Persuasive nature of image schematic devices in advertising: their use for introducing sexisms
Keywords:Advertising, Image schematic devices, Persuasion, Sexism
AbstractThis paper explores how persuasive is the exploitation of image-schematic devices in advertising, more specifically how they are used for introducing sexism. Using a combined axiological-relevance-theoretic approach we have analysed ten advertisements selected from an online corpus, ‘The Advertising is Good for You’ blog, and its section on ‘Sexist Advertising’. Our analyses have proved that image schematic devices are used to introduce sexism in the advertisements under analysis, mostly the image schemas of space, force, multiplicity and attribute, and mostly by means of covert and weakly overt forms of communication.
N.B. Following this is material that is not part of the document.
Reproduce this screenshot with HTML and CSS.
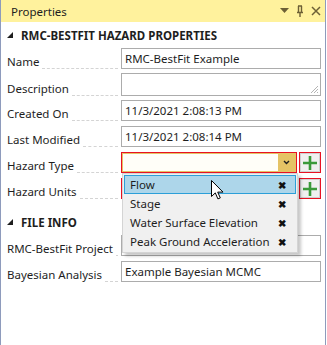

These image schematic devices seem to be not merely representative of universal experience, but crucially tied to specific socio-cultural cognition, as also suggested by Sinha (2002), Kimmel (2005) and Zlatev (2005), and special cognitive effort and effects are involved with understanding them. Yet, although they seem to contradict a formal application of the Principle of Relevance, as they involve additional processing effort, this is often offset by the extra effects like the pleasure in processing the ad and ‘getting’ the right meaning and value(s). This pleasurable experience is one important way in which advertisements are persuasive (Meyers-Levy and Malaviya, 1999).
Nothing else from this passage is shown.